Some colleges have wellness dorms for freshmen. When looking at colleges that may be something to ask about. For example my S was a non-drinker when college started and being in a wellness dorm was a huge help for him in terms of finding like-minded kids (he did begin to drink socially over time but it has never and is still not an important part of his social life).
Some of those schools have big party scenes… it seems like an odd list given your description of her. Has she visited any LACs? One school that comes to mind is Mount Holyoke – don’t be put off by it being a women’s college. Lovely campus, solid academics, good merit aid, relatively low on the partying scale while still being able to have fun, some benefits of the 5 college consortium socially & academically. We see a ton of students who aren’t sure about women’s colleges who take a reluctant visit and come away loving it. Maybe her enthusiasm gap is partly that the schools on her list don’t fit her personality?
I think that sometimes it ends up being unhealthy to be so black and white about drinking. The problem is abuse, not use. I think avoiding parties like frat parties is a good idea, but hanging out with a small group of friends is very different. Alcohol has been around a long time and has some positives. Kids today have been raised with this absolutist point of view about it and the net result is that they get really drunk rather than learn how to use it.
What an amazing opportunity! Either as a gap year or during college. I echo looking at the Honors colleges as well as substance free dorms and floors. She has lots of lovely options and should be able to find her peeps at any of these. Are any especially strong in pre-vet?

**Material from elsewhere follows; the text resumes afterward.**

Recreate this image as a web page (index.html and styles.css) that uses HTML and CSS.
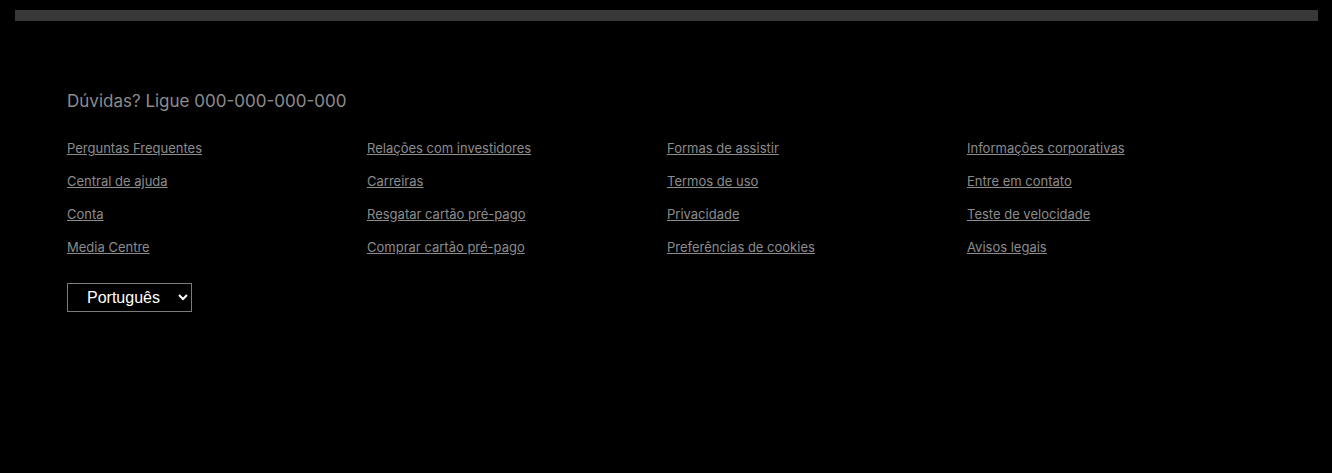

My SD was considering vet for a while and we had some schools on our radar just for that.
A strong, small LAC might also be a good fit. I think the narrowing is normal, we’ve seen it with all 3 kids so far. What we have seen is it narrows but then grows in new ways. A good thing. Our boys have both had a hard time sophomore year on as their older friends leave them which is a different kind of narrowing.
My S17 is very excited about college itself. Can’t stand the process to get there but will do it. He too was very big of OOS, then not so sure about being that far away and now is back on the OOS train. Very very normal I think!